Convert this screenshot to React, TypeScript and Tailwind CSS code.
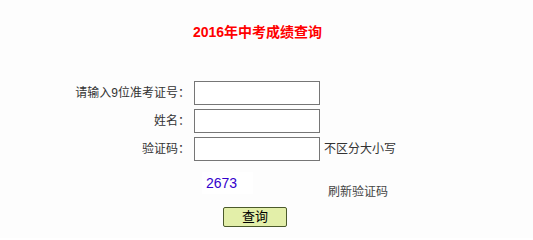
export default function App() {
  return (
    <div className="min-h-[238px] w-[533px] bg-[#fdfdfd] text-[12px] text-[#333] font-['Liberation_Sans','Noto_Sans_CJK_SC',sans-serif]">
      <h1 className="pt-[22px] pr-[18px] text-center text-[14px] leading-[20px] font-bold text-[#ff0000]">
        2016年中考成绩查询
      </h1>

      <div className="mt-[39px] grid grid-cols-[190px_126px_1fr] gap-x-[4px] gap-y-[4px]">
        <label className="flex h-[24px] items-center justify-end">请输入9位准考证号：</label>
        <input className="h-[24px] border border-[#767676] bg-white" />
        <span />

        <label className="flex h-[24px] items-center justify-end">姓名：</label>
        <input className="h-[24px] border border-[#767676] bg-white" />
        <span />

        <label className="flex h-[24px] items-center justify-end">验证码：</label>
        <input className="h-[24px] border border-[#767676] bg-white" />
        <span className="flex h-[24px] items-center">不区分大小写</span>
      </div>

      <div className="mt-[11px] ml-[202px] flex items-end">
        <div className="h-[22px] w-[51px] bg-white pl-[4px] text-[14px] leading-[22px] text-[#3300cc] font-['Liberation_Sans',sans-serif]">
          2673
        </div>
        <span className="ml-[75px] mb-[-6px] leading-[16px] text-[#444]">刷新验证码</span>
      </div>

      <div className="mt-[13px] ml-[223px]">
        <button className="flex h-[20px] w-[64px] items-center justify-center rounded-[2px] border border-[#4b5a2b] bg-[#e3efa9] text-[13px] text-black">
          查询
        </button>
      </div>
    </div>
  );
}
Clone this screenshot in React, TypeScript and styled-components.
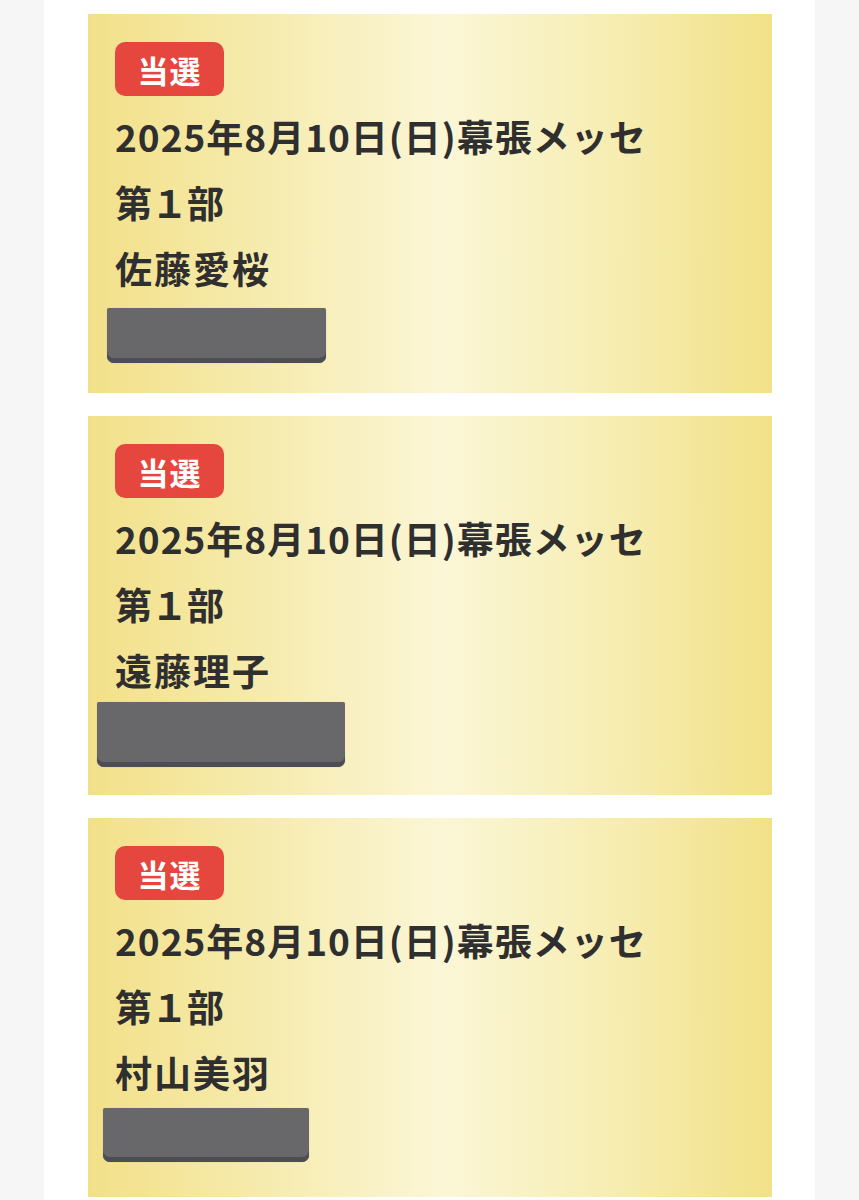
import styled, { createGlobalStyle } from 'styled-components'

const GlobalStyle = createGlobalStyle`
  html, body {
    margin: 0;
    padding: 0;
    background: #f6f6f6;
  }
  body {
    font-family: "Noto Sans CJK JP", "Noto Sans", sans-serif;
  }
`

const Page = styled.div`
  width: 771px;
  min-height: 1200px;
  margin-left: 44px;
  background: #ffffff;
  padding: 14px 43px 0 44px;
  box-sizing: border-box;
  display: flex;
  flex-direction: column;
  gap: 23px;
`

const Card = styled.section`
  height: 379px;
  box-sizing: border-box;
  padding: 28px 27px 0 27px;
  background: linear-gradient(
    90deg,
    #f2e089 0%,
    #f6ebad 25%,
    #fbf6d6 52%,
    #f7eeb5 75%,
    #f1e188 100%
  );
  display: flex;
  flex-direction: column;
  align-items: flex-start;
`

const Badge = styled.span`
  display: inline-flex;
  align-items: center;
  justify-content: center;
  width: 109px;
  height: 54px;
  border-radius: 10px;
  background: #e5473f;
  color: #ffffff;
  font-size: 31px;
  font-weight: 700;
  letter-spacing: 1px;
  margin-bottom: 7px;
`

const Line = styled.div<{ $spacing?: number }>`
  height: 66px;
  line-height: 66px;
  font-size: 37px;
  font-weight: 700;
  letter-spacing: ${p => p.$spacing ?? 1}px;
  color: #2f2f2f;
  white-space: nowrap;
`

const Redacted = styled.div<{ $left: number; $top: number; $w: number; $h: number }>`
  margin-left: ${p => p.$left}px;
  margin-top: ${p => p.$top}px;
  width: ${p => p.$w}px;
  height: ${p => p.$h}px;
  background: #68686a;
  border-radius: 2px 2px 7px 7px;
  box-shadow: inset 0 -5px 0 #4d4e55, 0 0 1px rgba(0, 0, 0, 0.25);
`

const entries = [
  { name: '佐藤愛桜', box: { left: -8, top: 7, w: 219, h: 55 } },
  { name: '遠藤理子', box: { left: -18, top: -1, w: 248, h: 65 } },
  { name: '村山美羽', box: { left: -12, top: 3, w: 206, h: 54 } },
]

export default function App() {
  return (
    <>
      <GlobalStyle />
      <Page>
        {entries.map(e => (
          <Card key={e.name}>
            <Badge>当選</Badge>
            <Line>2025年8月10日(日)幕張メッセ</Line>
            <Line $spacing={-1}>第１部</Line>
            <Line $spacing={2}>{e.name}</Line>
            <Redacted $left={e.box.left} $top={e.box.top} $w={e.box.w} $h={e.box.h} />
          </Card>
        ))}
      </Page>
    </>
  )
}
___
> _EXERCISE DETAILS_:
Find the word "screenshot" in the entries, and copy every line it shows up in.

> _CORRECT OUTPUT_:
Convert this screenshot to React, TypeScript and Tailwind CSS code.
Clone this screenshot in React, TypeScript and styled-components.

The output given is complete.